Hay una crisis del periodismo. No sólo se trata de que la profesión cambia por las transformaciones tecnológicas sino de un desconcierto respecto de su función. Los periódicos en papel ven menguados sus lectores. La gratuidad de algunos de ellos no compensa las pérdidas económicas del sector. Es sabido que las empresas periodísticas pasan a ser parte de sociedades accionarias que agrupan rubros de actividad que nada tienen que ver entre sí. Pertenecen como un negocio más a multinacionales globalizadas. Por otra parte, los grupos de poder con ambiciones de liderazgo compran medios de comunicación con el objetivo de pesar en la opinión pública y convertirse en un factor de presión.
Las escuelas de periodismo enseñan la “cocina” de la tarea profesional que consiste en operaciones de taller para las que importa más ser testigo y hasta protagonista de las primicias que especialista en algún rubro del interés público por el estado de las cosas.
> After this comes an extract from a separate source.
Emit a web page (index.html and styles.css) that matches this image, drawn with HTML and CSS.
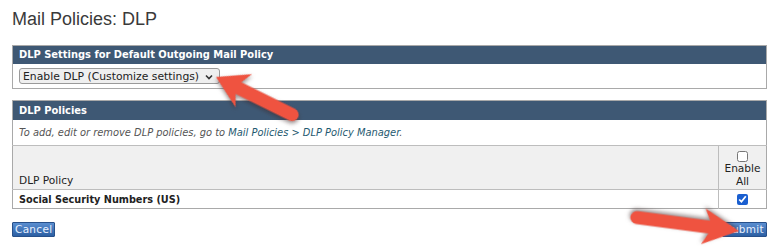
FILE: index.html
```html
<!DOCTYPE html>
<html>
<head>
<meta charset="utf-8">
<link rel="stylesheet" href="styles.css">
</head>
<body>
<div class="page">
  <h1 class="title">Mail Policies: DLP</h1>

  <div class="panel">
    <div class="panel-head">DLP Settings for Default Outgoing Mail Policy</div>
    <div class="panel-row">
      <div class="select">
        <span>Enable DLP (Customize settings)</span>
        <svg class="chev" width="8" height="6" viewBox="0 0 8 6"><path d="M1 1.5 L4 4.5 L7 1.5" fill="none" stroke="#333" stroke-width="1.6"/></svg>
      </div>
    </div>
  </div>

  <table class="panel policies">
    <tr><th colspan="2" class="panel-head">DLP Policies</th></tr>
    <tr><td colspan="2" class="note">To add, edit or remove DLP policies, go to <span class="link">Mail Policies &gt; DLP Policy Manager</span>.</td></tr>
    <tr class="colhead">
      <td class="name-col">DLP Policy</td>
      <td class="en-col"><input type="checkbox" class="cb"><div>Enable<br>All</div></td>
    </tr>
    <tr class="data">
      <td class="name-col bold">Social Security Numbers (US)</td>
      <td class="en-col"><input type="checkbox" class="cb" checked></td>
    </tr>
  </table>

  <div class="actions">
    <button class="btn">Cancel</button>
    <button class="btn">Submit</button>
  </div>
</div>

<svg class="overlay" width="773" height="248" viewBox="0 0 773 248">
  <g class="arrow" transform="translate(216,77) rotate(26.3)">
    <path d="M0 0 L31 -18.5 L25 -6.5 L85 -6.5 A6.5 6.5 0 0 1 85 6.5 L25 6.5 L31 18.5 Z"/>
  </g>
  <g class="arrow" transform="translate(739,231) rotate(187.5)">
    <path d="M0 0 L36 -18 L30 -6.5 L103 -6.5 A6.5 6.5 0 0 1 103 6.5 L30 6.5 L36 18 Z"/>
  </g>
</svg>
</body>
</html>
```

FILE: styles.css
```css
html, body {
  margin: 0;
  padding: 0;
  background: #ffffff;
}
.page {
  padding: 9px 6px 0 12px;
  font-family: "DejaVu Sans", Verdana, sans-serif;
  font-size: 11px;
  color: #222;
}
.title {
  margin: 0;
  font-family: "Liberation Sans", Arial, sans-serif;
  font-weight: normal;
  font-size: 18px;
  line-height: 20px;
  color: #3a3a3a;
  height: 36px;
}
.panel {
  border: 1px solid #a9a9a9;
  background: #fff;
}
.panel-head {
  background: #3e5874;
  color: #fff;
  font-family: "DejaVu Sans Condensed", "DejaVu Sans", sans-serif;
  font-weight: bold;
  font-size: 11px;
  height: 18px;
  line-height: 18px;
  padding: 0 0 0 6px;
  text-align: left;
}
.panel-row {
  height: 24px;
  display: flex;
  align-items: center;
  padding-left: 6px;
}
.select {
  height: 14px;
  border: 1px solid #9a9a9a;
  border-radius: 3px;
  background: #efefef;
  display: flex;
  align-items: center;
  justify-content: space-between;
  padding: 0 6px 0 3px;
  box-sizing: content-box;
  font-size: 10.8px;
  color: #222;
  width: 190px;
}
.chev { margin-top: 1px; }
.policies {
  margin-top: 11px;
  width: 100%;
  border-collapse: collapse;
  box-sizing: border-box;
}
.policies td, .policies th {
  padding: 0;
}
.policies .panel-head {
  height: 19px;
  padding-left: 6px;
}
.note {
  height: 25px;
  padding-left: 6px !important;
  font-style: italic;
  font-size: 9.9px;
  color: #555;
  border-bottom: 1px solid #bdbdbd;
}
.link { color: #1f5a70; }
.colhead td {
  background: #f0f0f0;
  height: 40px;
  border-bottom: 1px solid #bdbdbd;
  vertical-align: bottom;
}
.name-col {
  padding-left: 6px !important;
  font-size: 10.6px;
}
.colhead .name-col { padding-bottom: 3px !important; }
.en-col {
  width: 47px;
  border-left: 1px solid #bdbdbd;
  text-align: center;
  font-size: 10.6px;
  line-height: 13px;
}
.colhead .en-col { padding-bottom: 1px !important; }
.data td {
  height: 18px;
  vertical-align: middle;
}
.bold {
  font-family: "DejaVu Sans Condensed", "DejaVu Sans", sans-serif;
  font-weight: bold;
  font-size: 10.8px;
}
.cb {
  margin: 0;
  width: 11px;
  height: 11px;
  accent-color: #1a5fd0;
  vertical-align: middle;
}
.colhead .cb { display: block; margin: 3px auto 0; }
.actions {
  margin-top: 13px;
  display: flex;
  justify-content: space-between;
}
.btn {
  font-family: "DejaVu Sans", Verdana, sans-serif;
  font-size: 10.5px;
  letter-spacing: 0.3px;
  color: #e8f1ff;
  height: 15px;
  line-height: 13px;
  padding: 0 2px;
  border: 1px solid #27508a;
  border-radius: 1px;
  background: linear-gradient(#5a8ed0, #2c5fa3);
}
.overlay {
  position: absolute;
  left: 0;
  top: 0;
  pointer-events: none;
}
.arrow path {
  fill: #ef5340;
  filter: drop-shadow(1px 2px 2px rgba(60, 40, 40, 0.55));
}
```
La sociedad del espectáculo se apropia de la actividad y produce tantas estrellas de la información como la que genera la industria del entretenimiento. Dentro de esta nueva configuración mediática, una de las novedades respecto de la imagen del periodismo en nuestro país es que de su función pastoral de los noventa – ser representante de la gente respecto del poder a la manera de los profetas del Antiguo Testamento que denunciaban el mal terrenal en nombre de Dios – hoy en día se la concibe como un engranaje funcional al mundo del dinero por lo que se considera a su portavoz como un vicario. El periodista de pastor que oficiaba su misión en nombre de la verdad, se ha convertido por el cambio de valores en nuestra cultura en un profesional que miente al servicio de las corporaciones.
El mundo laboral ha quedado dividido de acuerdo a un sentimiento generalizado entre mercenarios y militantes.